D. Swinehart -- 30 March, 1973
Reference: CHARAC.PRO[ESS,JMC] -- also a NIC document, don't know #




Registry Character Representation
________ _________ ______________


IX-A.  

1. Assume an arbitrary sized addressing space, say 100 bits (large
enough).  The Registry (official character specification for all
              ________
recognized characters) is therefore going to be sparse, and will have
to be represented in some complex structure.  Each entry in the
Registry is a character description, expressed in some accurate way.

2. Any set of entries which are logically related (a "character_set")
                                                      ______________
will want to occupy consecutive locations in  the address space --
high order bits identify which character set ("font").

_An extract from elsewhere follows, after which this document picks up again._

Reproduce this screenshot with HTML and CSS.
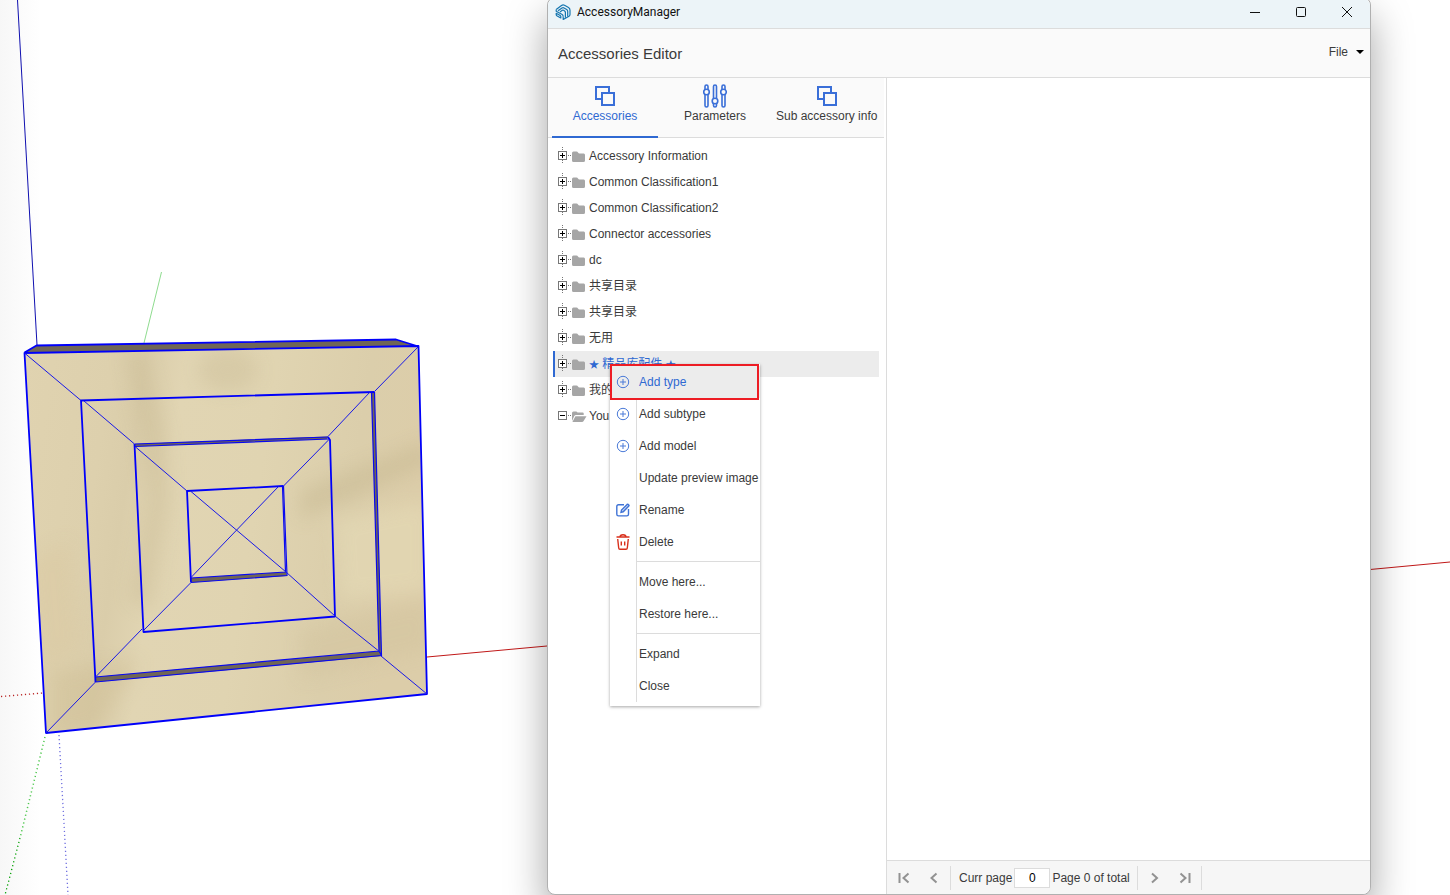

3. Any character set which represents a font of the "standard"
character set (96-char ASCII or whatever), or would have some reason
to want to map onto that character set (e.g., Greek, Cyrillic, some
other script) should be arranged so that each entry's low order 7
bits (say) is the ASCII for the character it represents.  Or
something like that.

4. Some number of high order bits, perhaps leaving several above the
standard 7 or 8 for expansion of the basic set, can be officially
designated font_bits, applying to character sets as described in (3).
           _________
Others could be designated "nofont" bits, representing specific
unrelated graphics with no direct ASCII mappings.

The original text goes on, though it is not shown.